Desse modo, questões complexas e reais como o racismo, a homofobia, o machismo etc. são sequestradas em prol da imposição de um discurso político-ideológico e de modelos institucionais derivados da experiência de outros países, e que são usados como meio de legitimar certa estrutura de dominação tanto nas relações internacionais quanto na estrutura social interna ao país. Parte considerável da classe média pode exercer seu sadismo contra as classes populares, encaradas como selvagens que devem ser colonizados pela luz do "progresso", enquanto servem de cadeia de transmissão de comandos e ideias que vêm de movimentos políticos dinamizados a partir das metrópoles centrais do capitalismo, tudo com amplo apoio de multinacionais.
Mas não termina aí. Ainda que o episódio expresse o totalitarismo do identitarismo de esquerda, que rotula de racistas e nazistas todos os seus inimigos para poder vetar sua presença no debate público, não podemos deixar de olhar para aspectos mais específicos deste caso. A CONIB tem um histórico tão intolerante quanto os "esquerdeiros", usando a causa justa do combate ao antissemitismo para obstaculizar qualquer crítica à política do Estado de Israel no Oriente Médio. Desse modo, o antissionismo, postura legítima contra um etno-nacionalismo particular que se associa ao Imperialismo e ao roubo de territórios palestinos, é sinonimizado ao racismo de uma maneira canhestra e desonesta.
Não precisamos revisitar a polêmica por trás da construção do Memorial do Holocausto no Morro do Pasmado, no Rio de Janeiro, em um acordo entre Marcelo Crivella, então Prefeito da Cidade, e o premier de Israel, Benjamin Netanyahu. As obras foram realizadas, ainda que pairassem dúvidas sobre sua licitação, e com oposição da Associação de Moradores de Botafogo, do Conselho Internacional de Monumentos e Sítios (Icomus, ONG associada à Unesco), e de grupo de empresários liderado por Carlinhos de Jesus e pelo Samba Social Clube Bruno de Paula, que venceram uma licitação em 2015 para uso de parte do local e cujo resultado aparentemente não foi respeitado pelo poder público. Não custa recordar que Crivella é 'Bispo' da Igreja Universal do Reino de Deus, cujos líderes construíram uma igreja em São Paulo chamada de "Templo de Salomão", em que se vestem como rabinos durante os cultos.

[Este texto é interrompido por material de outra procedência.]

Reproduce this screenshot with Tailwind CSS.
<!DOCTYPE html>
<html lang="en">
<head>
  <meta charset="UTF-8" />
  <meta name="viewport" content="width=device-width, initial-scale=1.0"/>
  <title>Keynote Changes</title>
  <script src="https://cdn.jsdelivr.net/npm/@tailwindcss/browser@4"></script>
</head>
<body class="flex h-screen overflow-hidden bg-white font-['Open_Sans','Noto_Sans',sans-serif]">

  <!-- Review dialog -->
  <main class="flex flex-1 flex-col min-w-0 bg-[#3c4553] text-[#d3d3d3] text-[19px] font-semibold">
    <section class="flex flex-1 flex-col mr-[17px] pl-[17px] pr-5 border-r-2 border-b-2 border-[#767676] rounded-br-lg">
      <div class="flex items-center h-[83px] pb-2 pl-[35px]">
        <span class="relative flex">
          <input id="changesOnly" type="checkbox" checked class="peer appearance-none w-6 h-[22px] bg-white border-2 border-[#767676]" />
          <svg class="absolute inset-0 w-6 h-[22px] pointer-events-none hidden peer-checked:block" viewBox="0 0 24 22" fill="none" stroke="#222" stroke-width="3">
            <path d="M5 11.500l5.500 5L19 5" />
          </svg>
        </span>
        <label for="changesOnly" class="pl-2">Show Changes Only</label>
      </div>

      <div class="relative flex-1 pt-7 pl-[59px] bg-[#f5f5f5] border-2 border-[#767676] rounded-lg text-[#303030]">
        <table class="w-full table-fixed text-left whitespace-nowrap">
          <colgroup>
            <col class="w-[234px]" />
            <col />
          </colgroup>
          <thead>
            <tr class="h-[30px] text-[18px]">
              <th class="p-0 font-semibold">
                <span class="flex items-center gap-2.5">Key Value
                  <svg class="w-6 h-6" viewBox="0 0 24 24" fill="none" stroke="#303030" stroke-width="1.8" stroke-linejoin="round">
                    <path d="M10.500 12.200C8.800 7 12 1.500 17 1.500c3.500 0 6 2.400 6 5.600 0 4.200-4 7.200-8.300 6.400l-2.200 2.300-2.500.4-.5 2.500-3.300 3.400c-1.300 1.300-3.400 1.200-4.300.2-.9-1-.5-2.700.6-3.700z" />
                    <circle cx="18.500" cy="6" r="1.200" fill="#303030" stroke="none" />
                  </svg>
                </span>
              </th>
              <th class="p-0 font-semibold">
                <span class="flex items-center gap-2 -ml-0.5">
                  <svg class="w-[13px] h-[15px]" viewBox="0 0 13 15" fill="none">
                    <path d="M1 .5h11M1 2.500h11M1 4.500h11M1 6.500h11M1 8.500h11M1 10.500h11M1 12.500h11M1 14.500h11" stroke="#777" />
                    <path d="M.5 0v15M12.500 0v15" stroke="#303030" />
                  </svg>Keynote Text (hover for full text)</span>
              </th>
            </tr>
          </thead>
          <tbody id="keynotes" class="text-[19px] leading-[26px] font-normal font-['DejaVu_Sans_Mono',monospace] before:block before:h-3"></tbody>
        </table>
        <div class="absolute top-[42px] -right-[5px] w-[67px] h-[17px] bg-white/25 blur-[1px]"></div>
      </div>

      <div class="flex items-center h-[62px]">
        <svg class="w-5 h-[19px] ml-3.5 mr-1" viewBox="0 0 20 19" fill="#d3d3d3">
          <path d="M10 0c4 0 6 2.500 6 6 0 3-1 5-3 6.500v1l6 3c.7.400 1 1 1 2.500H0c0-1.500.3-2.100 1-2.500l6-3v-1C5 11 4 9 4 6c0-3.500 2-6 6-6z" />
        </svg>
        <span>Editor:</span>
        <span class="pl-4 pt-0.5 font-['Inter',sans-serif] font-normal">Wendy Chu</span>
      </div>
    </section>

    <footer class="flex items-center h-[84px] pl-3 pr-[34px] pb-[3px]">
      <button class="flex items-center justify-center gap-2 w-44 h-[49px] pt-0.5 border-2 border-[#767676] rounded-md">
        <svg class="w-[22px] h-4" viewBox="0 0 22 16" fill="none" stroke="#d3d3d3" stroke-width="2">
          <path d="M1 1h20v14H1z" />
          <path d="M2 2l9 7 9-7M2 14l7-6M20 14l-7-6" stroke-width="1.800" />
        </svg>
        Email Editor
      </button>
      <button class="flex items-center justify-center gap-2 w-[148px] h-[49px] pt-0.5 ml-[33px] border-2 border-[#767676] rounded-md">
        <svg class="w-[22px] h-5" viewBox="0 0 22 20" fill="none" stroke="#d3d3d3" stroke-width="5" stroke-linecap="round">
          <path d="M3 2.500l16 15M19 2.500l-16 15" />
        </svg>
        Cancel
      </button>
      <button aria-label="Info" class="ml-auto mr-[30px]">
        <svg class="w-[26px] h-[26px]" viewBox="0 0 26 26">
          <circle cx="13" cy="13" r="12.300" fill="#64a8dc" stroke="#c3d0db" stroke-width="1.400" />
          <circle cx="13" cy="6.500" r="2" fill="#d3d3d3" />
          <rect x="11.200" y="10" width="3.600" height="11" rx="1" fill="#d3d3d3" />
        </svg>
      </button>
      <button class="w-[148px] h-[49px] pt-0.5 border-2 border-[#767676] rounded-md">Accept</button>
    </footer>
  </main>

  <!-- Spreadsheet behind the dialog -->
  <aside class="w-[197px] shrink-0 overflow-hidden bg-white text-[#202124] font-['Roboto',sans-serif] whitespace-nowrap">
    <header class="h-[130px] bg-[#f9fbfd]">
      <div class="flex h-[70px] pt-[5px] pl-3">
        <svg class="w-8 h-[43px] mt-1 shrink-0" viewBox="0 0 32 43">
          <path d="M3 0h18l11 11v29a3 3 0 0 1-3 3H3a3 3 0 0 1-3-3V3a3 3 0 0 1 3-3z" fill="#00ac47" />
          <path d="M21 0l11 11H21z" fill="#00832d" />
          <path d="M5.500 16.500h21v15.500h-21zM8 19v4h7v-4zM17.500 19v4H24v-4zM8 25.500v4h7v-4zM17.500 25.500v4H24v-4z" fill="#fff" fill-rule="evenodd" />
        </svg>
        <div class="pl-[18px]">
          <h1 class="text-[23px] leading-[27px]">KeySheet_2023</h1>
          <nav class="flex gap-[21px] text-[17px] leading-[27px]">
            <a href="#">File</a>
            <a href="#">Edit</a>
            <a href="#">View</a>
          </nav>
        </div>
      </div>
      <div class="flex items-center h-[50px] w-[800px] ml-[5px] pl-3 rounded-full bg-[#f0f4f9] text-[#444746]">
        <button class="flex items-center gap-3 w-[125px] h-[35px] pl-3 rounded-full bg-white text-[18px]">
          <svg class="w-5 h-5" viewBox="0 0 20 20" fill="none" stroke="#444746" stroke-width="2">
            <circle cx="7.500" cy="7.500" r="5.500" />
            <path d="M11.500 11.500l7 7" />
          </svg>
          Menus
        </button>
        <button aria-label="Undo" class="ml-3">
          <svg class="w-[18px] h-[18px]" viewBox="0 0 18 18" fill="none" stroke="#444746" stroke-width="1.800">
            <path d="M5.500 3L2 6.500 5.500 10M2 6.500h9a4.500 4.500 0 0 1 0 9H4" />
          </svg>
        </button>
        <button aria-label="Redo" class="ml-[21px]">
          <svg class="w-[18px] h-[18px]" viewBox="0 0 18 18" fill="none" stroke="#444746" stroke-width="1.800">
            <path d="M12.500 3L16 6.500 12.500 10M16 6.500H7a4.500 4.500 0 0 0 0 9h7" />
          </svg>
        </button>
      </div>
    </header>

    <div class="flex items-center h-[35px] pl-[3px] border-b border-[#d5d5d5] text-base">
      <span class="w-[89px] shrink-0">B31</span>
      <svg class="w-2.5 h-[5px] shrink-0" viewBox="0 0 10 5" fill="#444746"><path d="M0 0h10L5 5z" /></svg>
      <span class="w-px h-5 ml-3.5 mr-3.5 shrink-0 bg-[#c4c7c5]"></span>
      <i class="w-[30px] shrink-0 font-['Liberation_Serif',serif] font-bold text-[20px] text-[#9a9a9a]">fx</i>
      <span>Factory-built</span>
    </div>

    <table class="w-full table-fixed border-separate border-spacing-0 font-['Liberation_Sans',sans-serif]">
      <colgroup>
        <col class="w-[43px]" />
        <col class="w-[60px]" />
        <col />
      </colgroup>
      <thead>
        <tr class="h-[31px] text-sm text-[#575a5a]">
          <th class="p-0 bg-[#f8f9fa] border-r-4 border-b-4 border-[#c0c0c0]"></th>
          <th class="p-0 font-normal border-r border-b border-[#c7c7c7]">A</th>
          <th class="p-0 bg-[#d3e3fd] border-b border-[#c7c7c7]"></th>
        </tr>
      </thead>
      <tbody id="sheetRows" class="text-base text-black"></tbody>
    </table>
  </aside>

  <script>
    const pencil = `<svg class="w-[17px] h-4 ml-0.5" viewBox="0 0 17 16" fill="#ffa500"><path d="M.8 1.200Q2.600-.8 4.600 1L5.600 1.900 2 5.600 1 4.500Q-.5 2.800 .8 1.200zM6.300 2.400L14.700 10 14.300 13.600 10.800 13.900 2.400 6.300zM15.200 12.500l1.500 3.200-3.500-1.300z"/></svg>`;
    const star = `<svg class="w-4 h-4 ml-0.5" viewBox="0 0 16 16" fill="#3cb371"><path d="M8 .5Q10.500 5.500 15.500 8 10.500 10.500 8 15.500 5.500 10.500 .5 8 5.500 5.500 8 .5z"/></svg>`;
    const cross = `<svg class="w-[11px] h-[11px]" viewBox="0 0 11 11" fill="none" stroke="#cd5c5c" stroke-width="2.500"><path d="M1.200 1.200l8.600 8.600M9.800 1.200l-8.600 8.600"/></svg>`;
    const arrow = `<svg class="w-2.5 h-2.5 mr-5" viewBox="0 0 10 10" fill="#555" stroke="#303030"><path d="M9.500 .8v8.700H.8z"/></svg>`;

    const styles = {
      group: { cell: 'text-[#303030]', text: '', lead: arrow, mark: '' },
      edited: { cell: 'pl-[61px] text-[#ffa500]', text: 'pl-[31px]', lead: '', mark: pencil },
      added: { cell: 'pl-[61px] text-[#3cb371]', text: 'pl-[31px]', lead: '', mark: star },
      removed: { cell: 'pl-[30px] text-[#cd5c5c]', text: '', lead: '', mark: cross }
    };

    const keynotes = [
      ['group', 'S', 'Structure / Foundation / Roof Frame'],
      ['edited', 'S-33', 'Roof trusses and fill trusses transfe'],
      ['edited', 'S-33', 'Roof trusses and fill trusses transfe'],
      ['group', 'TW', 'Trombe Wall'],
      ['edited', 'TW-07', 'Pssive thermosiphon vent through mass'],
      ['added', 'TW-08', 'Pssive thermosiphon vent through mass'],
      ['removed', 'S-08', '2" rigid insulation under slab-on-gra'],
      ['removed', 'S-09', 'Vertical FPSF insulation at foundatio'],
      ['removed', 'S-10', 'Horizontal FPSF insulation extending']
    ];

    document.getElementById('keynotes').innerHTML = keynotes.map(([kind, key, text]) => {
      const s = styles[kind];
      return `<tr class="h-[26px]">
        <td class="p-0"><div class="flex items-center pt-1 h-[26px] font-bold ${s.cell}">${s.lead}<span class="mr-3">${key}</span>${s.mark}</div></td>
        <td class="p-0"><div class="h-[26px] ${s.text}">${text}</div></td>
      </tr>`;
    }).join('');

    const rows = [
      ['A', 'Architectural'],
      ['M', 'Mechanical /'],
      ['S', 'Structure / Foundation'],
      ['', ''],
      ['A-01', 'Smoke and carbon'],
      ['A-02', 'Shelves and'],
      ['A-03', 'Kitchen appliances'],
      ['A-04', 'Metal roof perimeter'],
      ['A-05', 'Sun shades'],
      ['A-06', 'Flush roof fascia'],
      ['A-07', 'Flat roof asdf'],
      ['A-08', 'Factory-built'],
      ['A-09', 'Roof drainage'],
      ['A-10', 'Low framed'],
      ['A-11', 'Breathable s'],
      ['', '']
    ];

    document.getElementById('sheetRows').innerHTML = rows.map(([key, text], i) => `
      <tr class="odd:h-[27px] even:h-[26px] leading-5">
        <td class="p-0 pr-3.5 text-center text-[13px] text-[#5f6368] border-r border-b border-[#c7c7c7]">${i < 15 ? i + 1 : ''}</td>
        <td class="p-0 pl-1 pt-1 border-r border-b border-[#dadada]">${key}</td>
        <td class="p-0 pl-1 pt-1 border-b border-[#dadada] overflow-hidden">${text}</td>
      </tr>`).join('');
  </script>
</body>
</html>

São sinais de um radicalismo que acomete não só a CONIB, mas pode ser flagrado em algumas figuras da militância política na comunidade judaica. Basta citar os esforços do empresário Meyer Nigri, fundador da Tecnisa, para divulgar Bolsonaro na comunidade judaica de São Paulo. Argumentava que o candidato, se eleito, mudaria a política externa brasileira, e reconheceria Jerusalém como capital de Israel, tal como fez Donald Trump em medida condenada por 14 dos 15 membros do Conselho de Segurança da ONU [o veto veio dos EUA], pela Assembleia Geral das Nações Unidas, pela União Europeia, pela China, pelo Reino Unido etc. Até hoje, só a Guatemala seguiu o entendimento de Trump sobre a questão. Os grupos ligados e seduzidos por Meyer Nigri estão também por trás do desastre representado por Bolsonaro nas Relações Internacionais.

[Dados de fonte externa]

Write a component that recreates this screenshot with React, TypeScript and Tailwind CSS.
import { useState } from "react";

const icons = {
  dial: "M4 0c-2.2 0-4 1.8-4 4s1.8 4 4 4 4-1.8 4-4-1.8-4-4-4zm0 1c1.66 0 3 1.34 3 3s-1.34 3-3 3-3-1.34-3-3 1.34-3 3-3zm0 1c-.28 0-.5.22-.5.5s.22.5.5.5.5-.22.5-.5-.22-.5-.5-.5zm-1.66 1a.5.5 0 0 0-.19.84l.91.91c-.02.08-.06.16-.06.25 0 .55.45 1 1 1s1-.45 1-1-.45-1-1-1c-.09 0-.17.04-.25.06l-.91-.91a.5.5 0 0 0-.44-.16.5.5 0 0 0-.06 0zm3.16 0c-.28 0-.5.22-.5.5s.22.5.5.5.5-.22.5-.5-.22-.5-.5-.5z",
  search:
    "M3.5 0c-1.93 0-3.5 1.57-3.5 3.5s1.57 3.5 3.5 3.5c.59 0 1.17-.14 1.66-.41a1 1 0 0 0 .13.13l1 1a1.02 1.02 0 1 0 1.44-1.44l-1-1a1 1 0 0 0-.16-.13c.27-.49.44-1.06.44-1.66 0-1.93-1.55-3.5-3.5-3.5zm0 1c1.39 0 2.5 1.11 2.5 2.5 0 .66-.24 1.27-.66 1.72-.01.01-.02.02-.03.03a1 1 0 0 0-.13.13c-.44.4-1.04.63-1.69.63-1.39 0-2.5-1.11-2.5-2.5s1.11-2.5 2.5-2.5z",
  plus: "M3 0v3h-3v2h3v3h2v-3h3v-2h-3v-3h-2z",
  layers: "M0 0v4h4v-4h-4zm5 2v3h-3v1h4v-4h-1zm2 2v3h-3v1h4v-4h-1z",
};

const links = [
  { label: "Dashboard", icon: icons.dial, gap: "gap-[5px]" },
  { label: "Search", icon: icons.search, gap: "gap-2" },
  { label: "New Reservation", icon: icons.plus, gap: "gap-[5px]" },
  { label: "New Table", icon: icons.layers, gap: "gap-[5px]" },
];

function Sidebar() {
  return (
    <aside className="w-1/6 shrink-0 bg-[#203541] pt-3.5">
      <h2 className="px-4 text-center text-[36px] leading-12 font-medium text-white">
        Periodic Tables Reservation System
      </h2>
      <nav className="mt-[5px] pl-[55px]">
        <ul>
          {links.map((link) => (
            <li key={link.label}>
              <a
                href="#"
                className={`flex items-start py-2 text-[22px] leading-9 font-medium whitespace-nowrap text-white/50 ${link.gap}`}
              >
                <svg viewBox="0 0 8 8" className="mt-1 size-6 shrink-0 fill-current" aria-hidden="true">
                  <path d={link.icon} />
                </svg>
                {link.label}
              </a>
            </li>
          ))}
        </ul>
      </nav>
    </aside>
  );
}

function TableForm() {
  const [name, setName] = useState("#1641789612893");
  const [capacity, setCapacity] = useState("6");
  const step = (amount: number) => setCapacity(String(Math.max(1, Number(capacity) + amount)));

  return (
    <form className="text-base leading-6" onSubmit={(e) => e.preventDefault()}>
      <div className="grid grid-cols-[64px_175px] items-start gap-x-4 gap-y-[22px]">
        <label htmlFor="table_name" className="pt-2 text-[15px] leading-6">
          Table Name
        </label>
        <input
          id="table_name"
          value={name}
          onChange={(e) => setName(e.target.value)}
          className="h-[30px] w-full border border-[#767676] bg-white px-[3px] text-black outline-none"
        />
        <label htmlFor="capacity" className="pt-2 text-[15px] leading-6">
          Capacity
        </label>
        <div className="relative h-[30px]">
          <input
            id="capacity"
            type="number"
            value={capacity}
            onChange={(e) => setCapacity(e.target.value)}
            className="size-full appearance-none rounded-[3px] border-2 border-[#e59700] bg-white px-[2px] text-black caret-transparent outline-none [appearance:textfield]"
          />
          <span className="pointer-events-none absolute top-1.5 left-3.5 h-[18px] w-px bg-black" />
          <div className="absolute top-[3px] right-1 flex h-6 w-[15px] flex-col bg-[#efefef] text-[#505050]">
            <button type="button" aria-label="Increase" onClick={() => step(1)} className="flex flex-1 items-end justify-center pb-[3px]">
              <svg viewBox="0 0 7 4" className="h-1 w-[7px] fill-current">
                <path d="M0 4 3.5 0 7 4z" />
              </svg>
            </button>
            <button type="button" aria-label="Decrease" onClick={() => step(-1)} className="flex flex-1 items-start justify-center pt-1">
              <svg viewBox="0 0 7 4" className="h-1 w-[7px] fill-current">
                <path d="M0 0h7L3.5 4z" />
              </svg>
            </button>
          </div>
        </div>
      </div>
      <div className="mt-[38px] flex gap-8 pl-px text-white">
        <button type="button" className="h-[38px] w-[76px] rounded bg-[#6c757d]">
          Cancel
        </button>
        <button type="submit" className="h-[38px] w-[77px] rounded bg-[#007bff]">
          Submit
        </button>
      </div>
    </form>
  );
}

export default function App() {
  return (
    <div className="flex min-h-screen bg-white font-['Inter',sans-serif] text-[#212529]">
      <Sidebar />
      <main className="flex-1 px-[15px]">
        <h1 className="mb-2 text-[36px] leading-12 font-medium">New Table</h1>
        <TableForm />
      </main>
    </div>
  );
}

Assim, não causa surpresa que o Vice-Presidente da CONIB, o advogado Ary Bergher responsável pela ação contra Roger Waters, seja conhecido como um bolsonarista fanático que chegou a desejar a morte para uma senhora judia que protestava contra a palestra de Bolsonaro no Clube Hebraica, no Rio de Janeiro, em início de 2021. O episódio gerou um Boletim de Ocorrência e a expulsão de Ary Bergher da Presidência da Federação Israelita do Rio de Janeiro.
É fácil concluir que Bergher se aproveita da visita de Roger Waters, que em seu último show no Brasil fez manifestações contrárias a Bolsonaro, para defender uma mescla de sionismo radical a um bolsonarismo fanático. Tudo em nome da luta, esta sim justa, contra o antissemitismo. Resta entender agora o quão fundo o bolsonarismo radical deitou raízes na CONIB.